An easy response here is to point to past angles like the Dungeon of Doom or The Ministry as a reminder that wrestling’s long incorporated elements even proponents of those elements admit are campy and/or schlocky. For some, they’re an essential part of the variety show that is pro wrestling.
A subset of those folks believe Bray is elevating that type of material by incorporating real issues like trauma instead of having lackeys who stir boiling cauldrons behind him while he cuts promos. Others agree with critics that it’s dumb, but revel in the chance to MST3K segments like Wyatt’s.
WWE and Bray do seem to have learned from past mistakes in presenting his newest brainchild. Wyatt himself has been isolated in a prominent-but-midcard story on SmackDown, and both LA Knight & Alexa Bliss have played it straight in their reactions to all things Bray. They’re small steps, but essential ones when telling a fantastical story in a more “real world” setting.
None of which helps if you just really aren’t into this flavor of pro wrestling ice cream. But useful to keep in mind when encountering fans who think Wyatt or any angle of this type is ruining a show or pro wrestling at large.
“All this program’s done is tell me LA Knight is a star/prove Alexa Bliss is a good actress”
The confusing thing about this one is how it’s often presented as a knock on Wyatt. Seems to me like shining a spotlight on his scene partners is kinda the point?
We know the Wyatt/Bliss collaboration is a considered one, and I imagine all involved knew Knight had the mic skills & charisma to not be eclipsed by the larger Uncle Howdy story. Even if you think they’re being “wasted” right now, it’s good that more people are seeing that Alexa’s got the chops for Hollywood and that LA’s blend of Ric Flair & Stone Cold Steve Austin is great stuff. Right?
“How is Bray the face in this?”
Maybe he’s not? I’m not generally a member of Team “Let it play out”, especially when we’ve been burned before by something similar — like a program that features Bray, a seemingly possessed Alexa, and a possible alter-ego of Wyatt’s. But from the jump this program’s made it clear we shouldn’t just take baby Bray at face value. Even the traditional good guy promos he’s delivered can be reinterpreted based on who you think he’s delivering them to.
My guess is we’re heading into serious “shades of gray” territory with everyone involved here. That’s usually not my thing (partly because I like that pro wrestling is a modern day morality play, and partly because I think it’s really hard to pull off a story with a bunch of tweener types). But I’m intrigued here. I want to see where Wyatt, Knight & Bliss end up, and I don’t want to dismiss part of how we get there just because a dirt sheet says Bray’s listed internally as a good guy.
“This story is moving too slow” (“at a snail’s pace” seems to be the favorite idiom of those issuing this complaint)

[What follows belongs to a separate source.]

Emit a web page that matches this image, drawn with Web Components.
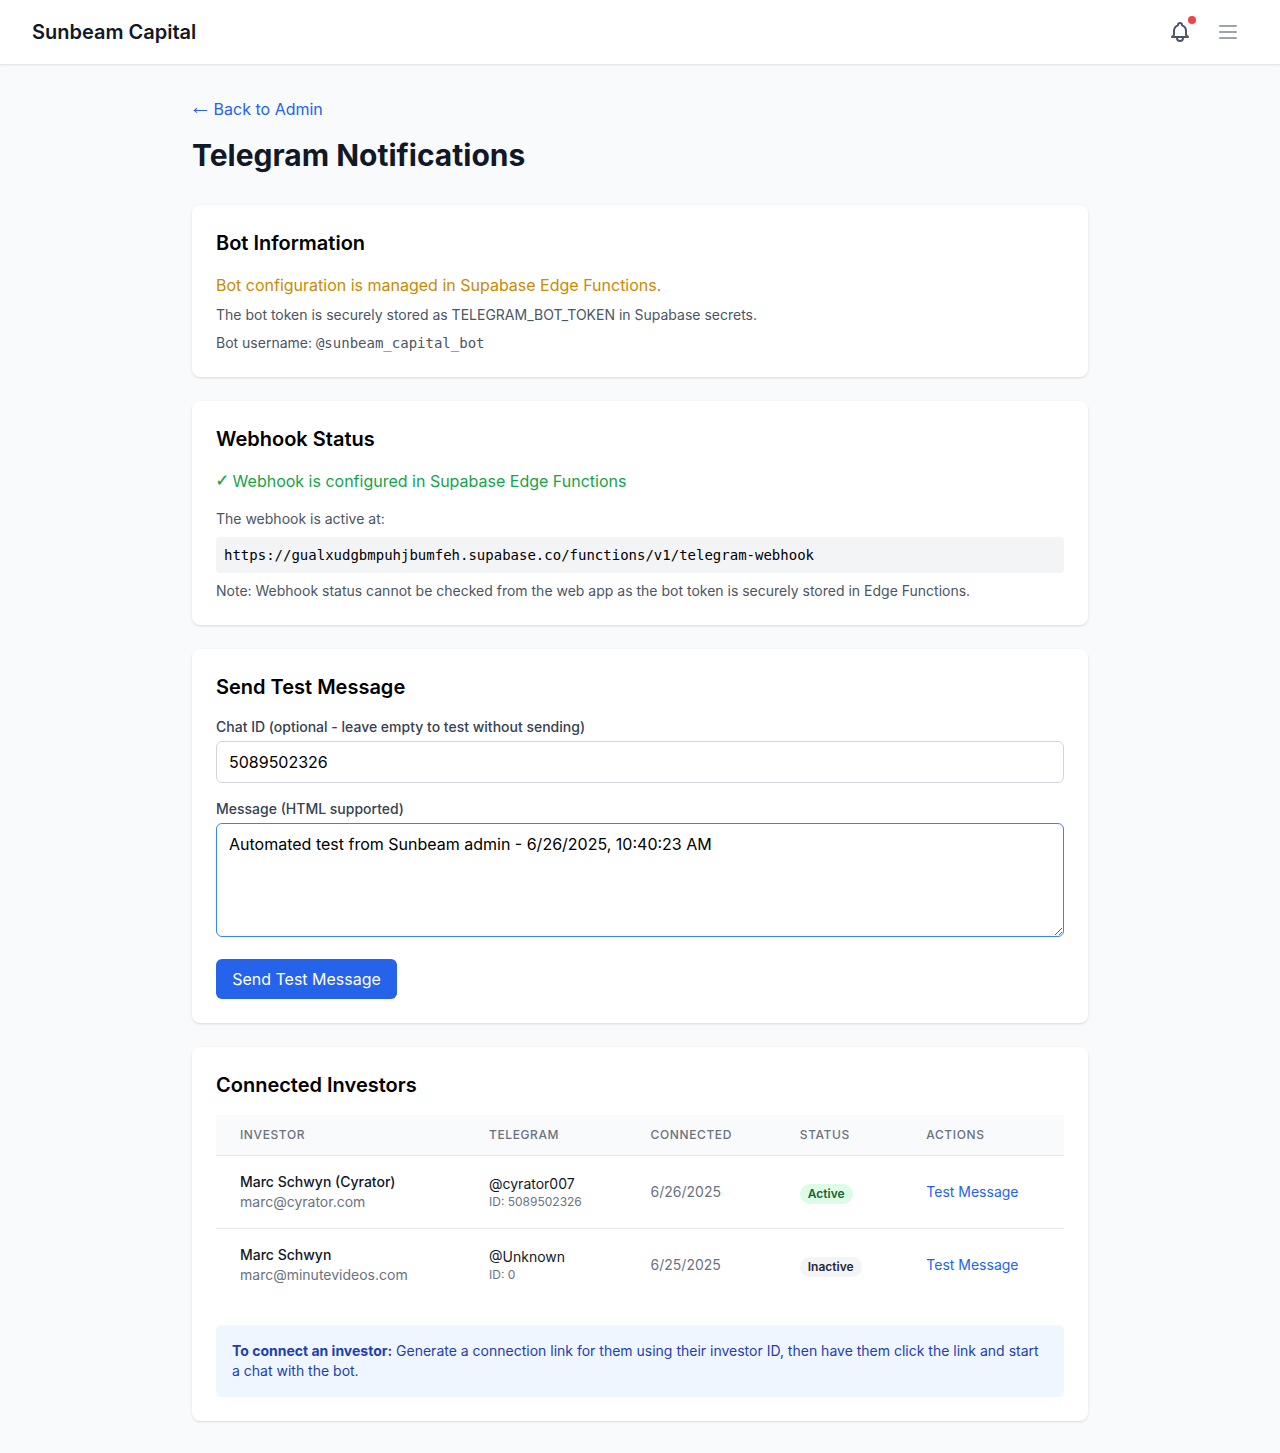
<!DOCTYPE html>
<html lang="en">
<head>
<meta charset="utf-8">
<title>Telegram Notifications</title>
<style>
body{margin:0;background:#f9fafb;font:16px/24px Inter,"Liberation Sans",sans-serif;color:#000}
</style>
</head>
<body>
<app-page></app-page>
<script>
const define = (name, html) => {
  const t = document.createElement('template');
  t.innerHTML = '<style>*{box-sizing:border-box}:host{display:block}</style>' + html;
  customElements.define(name, class extends HTMLElement {
    constructor() {
      super();
      this.attachShadow({mode: 'open'}).append(t.content.cloneNode(true));
    }
  });
};

define('app-header', `<style>
:host{background:#fff;border-bottom:1px solid #e5e7eb;box-shadow:0 1px 2px rgba(0,0,0,.05);position:relative}
nav{height:64px;padding:0 32px;display:flex;align-items:center;justify-content:space-between}
.brand{font-size:20px;line-height:28px;font-weight:600;color:#111827}
.tools{display:flex;align-items:center;gap:8px}
.btn{width:40px;height:40px;display:grid;place-items:center;position:relative;color:#4b5563}
.menu{color:#9ca3af}
.dot{position:absolute;width:8px;height:8px;border-radius:50%;background:#ef4444;top:4px;right:4px}
svg{display:block}
</style>
<nav><span class="brand">Sunbeam Capital</span>
<div class="tools">
<div class="btn"><svg width="24" height="24" viewBox="0 0 24 24" fill="none" stroke="currentColor" stroke-width="2" stroke-linecap="round" stroke-linejoin="round"><path d="M15 17h5l-1.405-1.405A2.032 2.032 0 0118 14.158V11a6.002 6.002 0 00-4-5.659V5a2 2 0 10-4 0v.341C7.67 6.165 6 8.388 6 11v3.159c0 .538-.214 1.055-.595 1.436L4 17h5m6 0v1a3 3 0 11-6 0v-1m6 0H9"/></svg><span class="dot"></span></div>
<div class="btn menu"><svg width="24" height="24" viewBox="0 0 24 24" fill="none" stroke="currentColor" stroke-width="2" stroke-linecap="round"><path d="M4 6h16M4 12h16M4 18h16"/></svg></div>
</div></nav>`);

define('page-title', `<style>
a{display:flex;width:max-content;height:24px;gap:4.6px;color:#2563eb;text-decoration:none}
.arrow{width:17px;text-indent:-3.5px;white-space:nowrap;font-family:"Liberation Sans",sans-serif;font-size:23px;line-height:18px}
h1{margin:16px 0 32px;font-size:30px;line-height:36px;font-weight:700;color:#111827}
</style><a href="#"><span class="arrow">←</span><span>Back to Admin</span></a><h1><slot></slot></h1>`);

define('info-card', `<style>
:host{background:#fff;border-radius:8px;padding:24px;box-shadow:0 1px 3px rgba(0,0,0,.1),0 1px 2px -1px rgba(0,0,0,.1)}
h2{margin:0 0 16px;font-size:20px;line-height:28px;font-weight:600}
</style><h2><slot name="heading"></slot></h2><slot></slot>`);

define('bot-info', `<style>
p{margin:0}.lead{color:#ca8a04}.sm{font-size:14px;line-height:20px;margin-top:8px;color:#4b5563}
.mono{font-family:"DejaVu Sans Mono",monospace}
</style><p class="lead">Bot configuration is managed in Supabase Edge Functions.</p>
<p class="sm">The bot token is securely stored as TELEGRAM_BOT_TOKEN in Supabase secrets.</p>
<p class="sm">Bot username: <span class="mono">@sunbeam_capital_bot</span></p>`);

define('webhook-status', `<style>
p{margin:0}.ok{display:flex;gap:4.5px;height:24px;color:#16a34a;margin-bottom:16px}.sm{font-size:14px;line-height:20px;color:#4b5563}
.tick{width:12.1px;text-indent:-.5px;font-family:"DejaVu Sans",sans-serif;font-size:16px;-webkit-text-stroke:.4px currentColor}
code{display:block;margin:8px 0;padding:8px;border-radius:4px;background:#f3f4f6;font:14px/20px "DejaVu Sans Mono",monospace}
</style><p class="ok"><span class="tick">✓</span><span>Webhook is configured in Supabase Edge Functions</span></p>
<p class="sm">The webhook is active at:</p>
<code>https://gualxudgbmpuhjbumfeh.supabase.co/functions/v1/telegram-webhook</code>
<p class="sm">Note: Webhook status cannot be checked from the web app as the bot token is securely stored in Edge Functions.</p>`);

define('test-form', `<style>
label{display:block;font-size:14px;line-height:20px;font-weight:500;color:#374151;margin-bottom:4px}
input,textarea{display:block;width:100%;margin:0;padding:8px 12px;border:1px solid #d1d5db;border-radius:6px;background:#fff;color:#000;font:inherit;outline:0}
input{height:42px;margin-bottom:16px}
textarea{height:114px;border-color:#3b82f6;resize:vertical;margin-bottom:22px}
button{display:block;width:181px;height:40px;padding:0;border:0;border-radius:6px;background:#2563eb;color:#fff;font:inherit}
</style><label for="chat">Chat ID (optional - leave empty to test without sending)</label>
<input id="chat" type="text" value="5089502326">
<label for="msg">Message (HTML supported)</label>
<textarea id="msg">Automated test from Sunbeam admin - 6/26/2025, 10:40:23 AM</textarea>
<button type="button">Send Test Message</button>`);

define('status-badge', `<style>
:host{display:inline-block;margin-top:4px;padding:0 8px;border-radius:10px;font-size:12px;line-height:20px;font-weight:600;background:#f3f4f6;color:#1f2937}
:host([active]){background:#dcfce7;color:#166534}
</style><slot></slot>`);

define('investor-row', `<style>
:host{display:grid;grid-template-columns:var(--cols);align-items:center;height:72px;font-size:14px;line-height:20px;color:#6b7280;white-space:nowrap}
:host([divided]){border-bottom:1px solid #e5e7eb;height:73px}
div{padding-left:24px}
.name{font-weight:500;color:#111827}.user{color:#111827}
.id{font-size:12px;line-height:16px}
span{display:block}
a{color:#2563eb;text-decoration:none}
</style>
<div><span class="name"><slot name="name"></slot></span><span><slot name="email"></slot></span></div>
<div><span class="user"><slot name="user"></slot></span><span class="id"><slot name="id"></slot></span></div>
<div><slot name="date"></slot></div>
<div><slot name="status"></slot></div>
<div><a href="#">Test Message</a></div>`);

define('investor-table', `<style>
:host{--cols:249px 161.6px 149.2px 126.5px 1fr}
.head{display:grid;grid-template-columns:var(--cols);background:#f9fafb;border-bottom:1px solid #e5e7eb;font-size:12px;line-height:16px;font-weight:500;letter-spacing:.6px;color:#6b7280}
.head span{padding:12px 0 12px 24px}
.note{margin-top:24px;padding:16px;border-radius:6px;background:#eff6ff;color:#1e40af;font-size:14px;line-height:20px}
</style>
<div class="head"><span>INVESTOR</span><span>TELEGRAM</span><span>CONNECTED</span><span>STATUS</span><span>ACTIONS</span></div>
<investor-row divided><span slot="name">Marc Schwyn (Cyrator)</span><span slot="email">marc@cyrator.com</span><span slot="user">@cyrator007</span><span slot="id">ID: 5089502326</span><span slot="date">6/26/2025</span><status-badge slot="status" active>Active</status-badge></investor-row>
<investor-row><span slot="name">Marc Schwyn</span><span slot="email">marc@minutevideos.com</span><span slot="user">@Unknown</span><span slot="id">ID: 0</span><span slot="date">6/25/2025</span><status-badge slot="status">Inactive</status-badge></investor-row>
<div class="note"><strong>To connect an investor:</strong> Generate a connection link for them using their investor ID, then have them click the link and start a chat with the bot.</div>`);

define('app-page', `<style>
main{width:896px;margin:0 auto;padding:32px 0}
.cards{display:flex;flex-direction:column;gap:24px}
</style><app-header></app-header>
<main><page-title>Telegram Notifications</page-title>
<div class="cards">
<info-card><span slot="heading">Bot Information</span><bot-info></bot-info></info-card>
<info-card><span slot="heading">Webhook Status</span><webhook-status></webhook-status></info-card>
<info-card><span slot="heading">Send Test Message</span><test-form></test-form></info-card>
<info-card><span slot="heading">Connected Investors</span><investor-table></investor-table></info-card>
</div></main>`);
</script>
</body>
</html>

Hard to tackle this one without going full “get off my lawn” about attention spans these days, so I’ll spare you the rants about how in my youth we went months without seeing big stars do anything other than beat jobbers and talk to Mean Gene.
If I may present a counter-argument though... the way things have progressed since Extreme Rules hasn’t given us a lot of answers, but it has given Bliss and especially Knight more time to shine. So whether it’s a goal of this program or just a personal silver-lining to an otherwise dreadful experience, giving the former Eli Drake more opportunities to sell himself to the dummies (yeah) who didn’t watch Impact to experience his greatness? Seems like a win.
Also, to the — again, completely cool — extent that we watch pro wrestling so we have something to talk/argue about with our fellow fans? The Uncle Howdy business is giving us that every week, and some seem to really like telling us how much they think it sucks.
Did this little exercise help me arrive at any answers?
Is the strong reaction to Wyatt a testament to his star power? As with Roman Reigns and Sasha Banks, it’s hard to argue that it’s not. In an era when #engagement is key, employers like it when everyone has an opinion about you.
Perhaps it’s because during Windham Rotunda’s year away from WWE, there was a fair amount of discussion about whether issues with his past programs were due to his flawed vision or the company’s inability/unwillingness to execute it. As with most things in the pro wrestling space the last couple years, this one is inflamed by tribalism, leaving Bray caught in between those who will condemn or defend WWE’s every move.
Or maybe Bray is just a prominent focal point for the debate about what pro wrestling should or shouldn’t be? He’s a topic we can move on to when we get tired of arguing about choreographed matches from The Young Bucks or Will Ospreay.
Any/all of those possible explanations can also be mixed up with various levels of “I just don’t like this.” Which, just to reiterate again because I want to be crystal clear I’m not saying people don’t have a right to their reactions and reasons for them, is totally fair.
So no. I don’t feel any closer to an explanation for the booming Bray Wyatt take economy. I guess thinking about it just helps me pass the time in a world full of real life horrors. Hopefully, whatever your feelings are about the performer, character, and stories, sharing them helps you do the same.
Man, I sound like a cryptic Bray Wyatt promo. No wonder I like the guy.